The presentation worked. In March MyNetworkTV announced it had selected TV13 to be its San Diego affiliate.

“It was a natural fit,” Mr. Cook said of Twentieth’s decision to go with TV13. “We’re big believers in cross-promotion of the duopoly. If anybody’s going to make it work, Richard is the kind of guy I want in my corner.”

For now, TV13, which will transition to the call letters XDTV in August, is waiting for the network to redesign the MyNetworkTV logo so it can prepare its new local look.

Mr. Cook said the designs are coming “sooner than later,” with a focus on having as much as possible ready for the May 16 MyTV upfront in New York.

TV13’s Ms. Albrecht is also waiting for network tease spots that are due in May.

Mr. Doutre Jones said he is less concerned about the outcome of the May Nielsen book because his entire prime-time schedule is about to change, with at least half of his schedule ending up with his competitor in September. He decided to scale back on station promotion for the upcoming May sweeps, opting instead to save his promotional resources for the crucial MyNetworkTV launch period of August through November.

“We said we’re going to make a decision based upon what is best for the long term, and in the long term for us, we didn’t want to do anything to promote the shows that went over to The CW,” he said.

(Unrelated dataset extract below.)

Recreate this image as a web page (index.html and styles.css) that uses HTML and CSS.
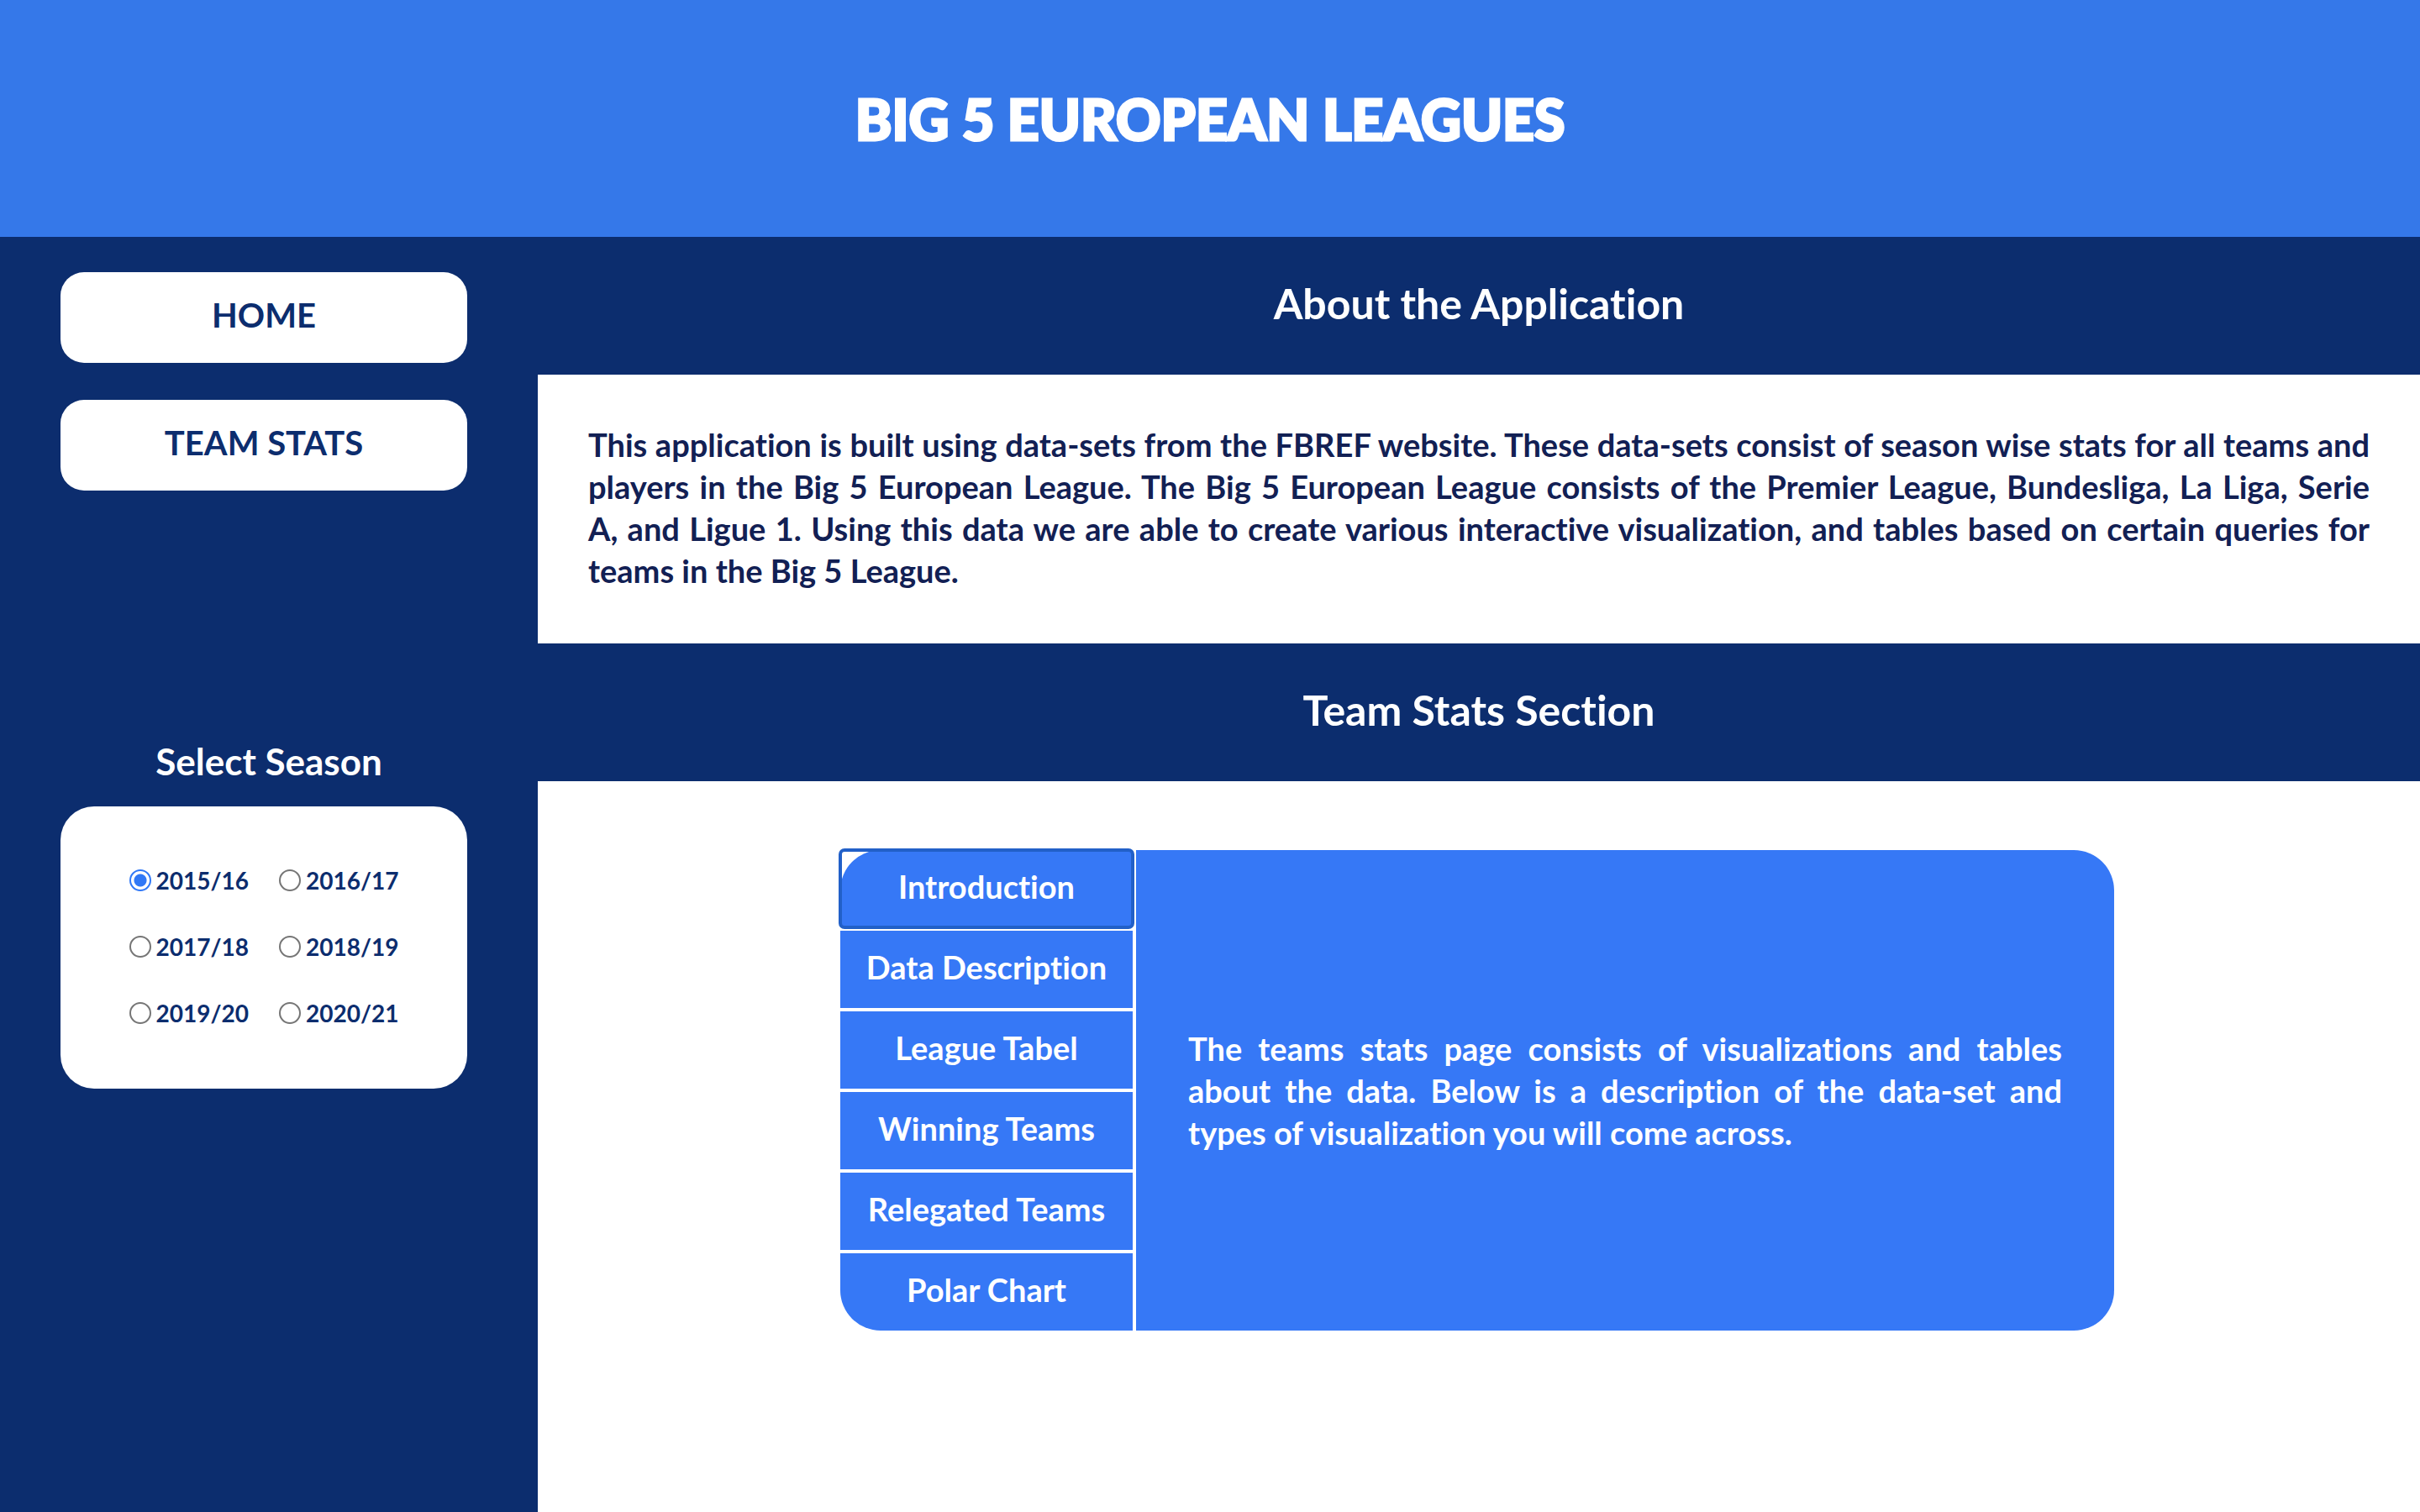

Launching the new network has its risks. Doing so could prove especially treacherous, considering TV13’s cross-town competitor KSWB will be heavily promoting its new CW schedule and the fact that MyTV’s premiere will mark the debut of a format new to the English-language marketplace.

But Mr. Doutre Jones is confident his best bet is to expand his alliance with the Fox family.

“It’s a gamble no matter what you’re doing. We figured it this way-the Fox owned-and-operated [stations] are going to own this. Do we really think they are going to allow it to fail?”